For context, this question is related to a previous one of mine.
Consider the operator $H$ acting on $L^2(\mathbb{R})$ and of the form $$Hv:=\phi\ast v,$$ where $\phi=e^{-|x|}/2$ and $\ast$ denotes the convolution operation. Since $\phi$ is the Green's function for $1-\partial_x^2$, we have that $$(1-\partial_x^2)(\phi\star v)=v.\;\;\;\;\;(1)$$
From (1), the eigenvalue problem $Hv=\lambda v$ is equivalent to $$ v''=(1-1/\lambda)\,v.\;\;\;\;(2) $$ Because (2) does not have $L^2$ solutions, $H$ does not have point spectrum.

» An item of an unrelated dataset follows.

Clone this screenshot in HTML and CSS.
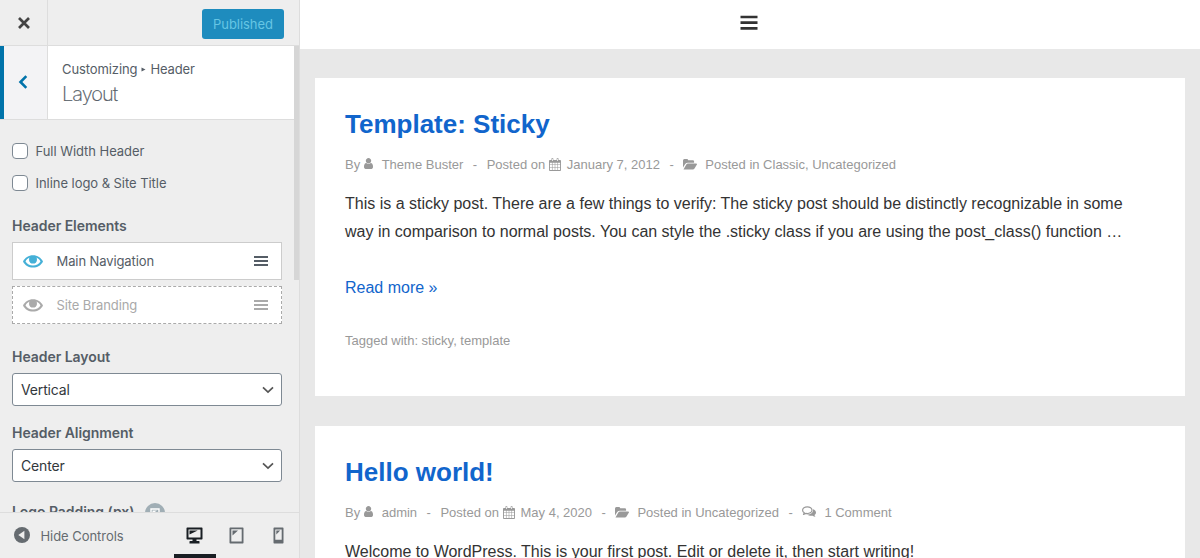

Intuitively/heuristically, I find the essential spectrum by using Fourier analysis on (2), with $v=e^{ikx}$ and find the dispersion relation $$ \lambda=\frac{1}{1+k^2}. $$ Thus I have the following result: The spectrum of $H$ is the interval $[0,1]$ and it entirely consists of essential spectrum.
Are my proof and result valid? I am asking because I find the proof to be heuristic thus have some doubts. Perhaps somebody can help me with the validity (or invalidity) of one of them?